Andererseits könnte Bitcoin einen gesamtwirtschaftlichen Mehrwert bieten, indem es teure Kreditkartengebühren oder hohe Kosten für Auslandsüberweisungen ersetzt. Die Transaktionsgebühren von Bitcoin sind variabel und in der Regel niedriger als bei Kreditkartenzahlungen. Allerdings können sie in Zeiten hoher Netzwerkauslastung auch auf mehrere Prozent des Transaktionswertes steigen. Diese Kostenschwankungen könnten ein Hindernis darstellen auf einem möglichen Weg zur Alltagswährung.
Ein Aspekt, der wiederum für den Bitcoin spricht: Bevölkerungsgruppen ohne Zugang zu einem Bankkonto bietet er die Möglichkeit, am Finanzsystem teilzunehmen.
Hoher Energieverbrauch
Die Nachhaltigkeit von Bitcoin bleibt ein umstrittenes Thema.

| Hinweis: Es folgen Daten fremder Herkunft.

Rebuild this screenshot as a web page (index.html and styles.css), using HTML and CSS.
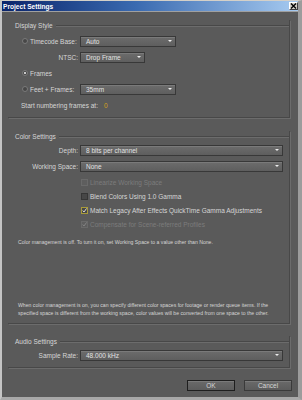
FILE: index.html
```html
<!DOCTYPE html>
<html lang="en">
<head>
    <meta charset="UTF-8">
    <meta name="viewport" content="width=device-width, initial-scale=1.0">
    <title>Project Settings</title>
    <link rel="stylesheet" href="styles.css">
</head>
<body>

<div class="window">
    <!-- Title bar -->
    <div class="titlebar">
        <span class="title">Project Settings</span>
        <span class="close">
            <svg width="7" height="6" viewBox="0 0 7 6"><path d="M1 0.5 L6 5.5 M6 0.5 L1 5.5" stroke="#000" stroke-width="1.4"/></svg>
        </span>
    </div>

    <div class="body">
        <!-- Display Style -->
        <section class="group group-display">
            <div class="group-head"><span>Display Style</span></div>

            <div class="row">
                <label class="lbl lbl-radio"><span class="radio"></span>Timecode Base:</label>
                <div class="select w-mid">Auto<i class="arrow"></i></div>
            </div>
            <div class="row">
                <label class="lbl">NTSC:</label>
                <div class="select w-short">Drop Frame<i class="arrow"></i></div>
            </div>
            <div class="row">
                <label class="lbl lbl-radio"><span class="radio on"></span>Frames</label>
            </div>
            <div class="row">
                <label class="lbl lbl-radio"><span class="radio"></span>Feet + Frames:</label>
                <div class="select w-mid">35mm<i class="arrow"></i></div>
            </div>
            <div class="row">
                <span class="start">Start numbering frames at:</span><span class="num">0</span>
            </div>
        </section>

        <!-- Color Settings -->
        <section class="group group-color">
            <div class="group-head"><span>Color Settings</span></div>

            <div class="row">
                <label class="lbl">Depth:</label>
                <div class="select w-full">8 bits per channel<i class="arrow"></i></div>
            </div>
            <div class="row">
                <label class="lbl">Working Space:</label>
                <div class="select w-full">None<i class="arrow"></i></div>
            </div>

            <div class="checks">
                <div class="check disabled"><span class="box"></span>Linearize Working Space</div>
                <div class="check"><span class="box"></span>Blend Colors Using 1.0 Gamma</div>
                <div class="check"><span class="box focus">
                    <svg width="7" height="7" viewBox="0 0 7 7"><path d="M1 3.5 L2.8 5.6 L6.4 0.6" fill="none" stroke="#f0f0f0" stroke-width="1.2"/></svg>
                </span>Match Legacy After Effects QuickTime Gamma Adjustments</div>
                <div class="check disabled"><span class="box">
                    <svg width="7" height="7" viewBox="0 0 7 7"><path d="M1 3.5 L2.8 5.6 L6.4 0.6" fill="none" stroke="#8a8a8a" stroke-width="1.2"/></svg>
                </span>Compensate for Scene-referred Profiles</div>
            </div>

            <p class="note">Color management is off. To turn it on, set Working Space to a value other than None.</p>
            <p class="note explain">When color management is on, you can specify different color spaces for footage or render queue items. If the<br>specified space is different from the working space, color values will be converted from one space to the other.</p>
        </section>

        <!-- Audio Settings -->
        <section class="group group-audio">
            <div class="group-head"><span>Audio Settings</span></div>

            <div class="row">
                <label class="lbl">Sample Rate:</label>
                <div class="select w-full">48.000 kHz<i class="arrow"></i></div>
            </div>
        </section>

        <div class="buttons">
            <button class="btn default">OK</button>
            <button class="btn">Cancel</button>
        </div>
    </div>
</div>

</body>
</html>
```

FILE: styles.css
```css
* { box-sizing: border-box; }
body { margin: 0; font-family: "Liberation Sans", Arial, sans-serif; font-size: 6.5px; color: #d6d6d6; }

.window { width: 302px; height: 400px; background: #5a5a5a; border-top: 1px solid #d4d0c8; border-left: 2px solid #c4c4c4; border-right: 4px solid #9c9c9c; border-bottom: 3px solid #a8a8a8; display: flex; flex-direction: column; }

.titlebar { height: 11px; flex: none; background: linear-gradient(90deg, #0a246a 0%, #3a6ab0 45%, #a6caf0 100%); border-bottom: 1px solid #a0a0a0; display: flex; align-items: center; justify-content: space-between; padding: 0 0 0 1px; }
.title { color: #fff; font-weight: bold; font-size: 6.6px; }
.close { width: 9px; height: 8px; background: #d4d0c8; border: 1px solid; border-color: #fff #404040 #404040 #fff; display: flex; align-items: center; justify-content: center; }

.body { flex: 1; padding: 8px 8px 0 6px; display: flex; flex-direction: column; }

.group { border-right: 1px solid #484848; border-bottom: 1px solid #484848; box-shadow: 1px 1px 0 #6c6c6c; padding-bottom: 6px; }
.group-head { height: 10px; display: flex; align-items: center; padding-left: 7px; }
.group-head span { padding-right: 3px; }
.group-head::after { content: ""; flex: 1; height: 1px; background: #484848; box-shadow: 0 1px 0 #6c6c6c; }

.row { height: 12px; display: flex; align-items: center; gap: 2px; padding-left: 14px; margin-top: 4px; }
.group .group-head + .row { margin-top: 5px; }
.group-color .group-head + .row, .group-audio .group-head + .row { margin-top: 3px; }

.lbl { width: 56px; flex: none; text-align: right; white-space: nowrap; }
.lbl-radio { text-align: left; display: flex; align-items: center; gap: 2px; }

.radio { width: 6px; height: 6px; border-radius: 50%; background: #474747; border: 1px solid #7a7a7a; display: inline-flex; align-items: center; justify-content: center; }
.radio.on::after { content: ""; width: 2px; height: 2px; border-radius: 50%; background: #f4f4f4; }

.select { height: 11px; position: relative; padding-left: 5px; line-height: 9px; color: #e2e2e2; background: linear-gradient(#6c6c6c, #5e5e5e); border: 1px solid #383838; box-shadow: inset 0 1px 0 #7a7a7a; }
.w-mid { width: 96px; }
.w-short { width: 65px; }
.w-full { width: 203px; }
.arrow { position: absolute; right: 3px; top: 3px; width: 0; height: 0; border-left: 2px solid transparent; border-right: 2px solid transparent; border-top: 2px solid #eee; }

.start { margin-left: -1px; }
.num { color: #d4a11a; margin-left: 4px; }

.group-color { margin-top: 13px; }
.checks { margin-top: 3px; padding-left: 73px; }
.check { height: 14px; display: flex; align-items: center; gap: 2px; }
.check.disabled { color: #7c7c7c; }
.box { width: 7px; height: 7px; flex: none; background: #474747; border: 1px solid #363636; display: inline-flex; align-items: center; justify-content: center; }
.check.disabled .box { background: #5e5e5e; border-color: #6a6a6a; }
.box.focus { border-color: #a89a3a; }
.box svg { display: block; }

.note { margin: 7px 0 0 10px; font-size: 5.15px; line-height: 8px; white-space: nowrap; }
.note.explain { margin-top: 56px; line-height: 7.5px; }

.group-audio { margin-top: 12px; }

.buttons { display: flex; justify-content: flex-end; gap: 9px; margin-top: 12px; padding-right: 0; margin-right: -2px; }
.btn { width: 48px; height: 11px; padding: 0; font: inherit; color: #d6d6d6; background: linear-gradient(#6a6a6a, #5c5c5c); border: 1px solid #3a3a3a; box-shadow: inset 0 1px 0 #7a7a7a; }
.btn.default { border-color: #1e1e1e; }
```
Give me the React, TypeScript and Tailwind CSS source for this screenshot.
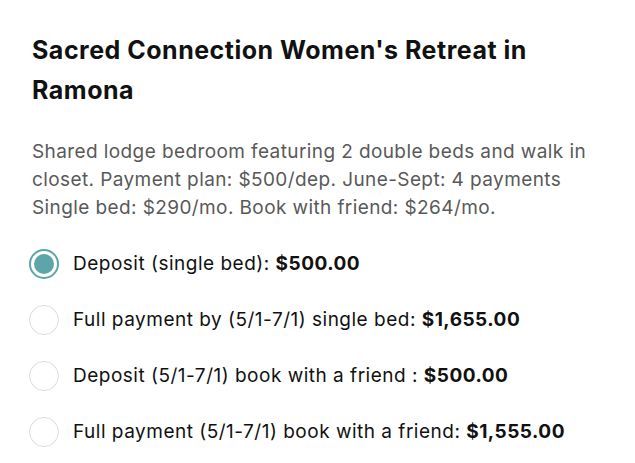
const options = [
  { label: "Deposit (single bed): ", price: "$500.00", checked: true },
  { label: "Full payment by (5/1-7/1) single bed: ", price: "$1,655.00", checked: false },
  { label: "Deposit (5/1-7/1) book with a friend : ", price: "$500.00", checked: false },
  { label: "Full payment (5/1-7/1) book with a friend: ", price: "$1,555.00", checked: false },
];

const App = () => {
  return (
    <div className="w-[635px] h-[463px] bg-white overflow-hidden font-['Inter','Liberation_Sans',sans-serif]">
      <div className="pl-8 pr-6 pt-[30px]">
        <h1 className="text-[25px] leading-[40px] font-bold tracking-[0.5px] text-[#111111]">
          Sacred Connection Women's Retreat in
          <br />
          Ramona
        </h1>
        <p className="mt-[28px] text-[19px] leading-[28px] tracking-[0.4px] text-[#595959]">
          Shared lodge bedroom featuring 2 double beds and walk in
          <br />
          closet. Payment plan: $500/dep. June-Sept: 4 payments
          <br />
          Single bed: $290/mo. Book with friend: $264/mo.
        </p>
        <div className="mt-[14px] flex flex-col">
          {options.map((o) => (
            <label key={o.label} className="flex items-center h-[56px] -ml-[3px]">
              <span
                className={
                  o.checked
                    ? "size-[30px] shrink-0 rounded-full border-2 border-[#5ca5a9] flex items-center justify-center"
                    : "size-[30px] shrink-0 rounded-full border border-[#d9dde1]"
                }
              >
                {o.checked && <span className="size-[20px] rounded-full bg-[#5ca5a9]" />}
              </span>
              <span className="ml-[14px] text-[19px] tracking-[0.5px] text-[#111111]">
                {o.label}
                <span className="font-bold">{o.price}</span>
              </span>
            </label>
          ))}
        </div>
      </div>
    </div>
  );
};

export default App;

Der hohe Energieverbrauch des Bitcoin-Minings wird häufig kritisiert, da er mit dem Stromverbrauch ganzer Länder verglichen werden kann. Zwar gibt es zunehmend Bemühungen, Mining mit erneuerbaren Energien zu betreiben, doch bleibt der ökologische Fußabdruck eine Herausforderung für die breite Akzeptanz.
Fazit
Bitcoin bleibt eine Anlageklasse mit erheblichen Chancen und Risiken. Sein Potenzial als digitales Gold und Inflationsschutz sind nicht von der Hand zu weisen, doch regulatorische Unsicherheiten, Volatilität und Marktrisiken sind nicht zu unterschätzen. Auch Sicherheitsbedenken und Nachhaltigkeitsfragen spielen eine Rolle. Ob sich Bitcoin langfristig als stabile Wertanlage etabliert, bleibt offen.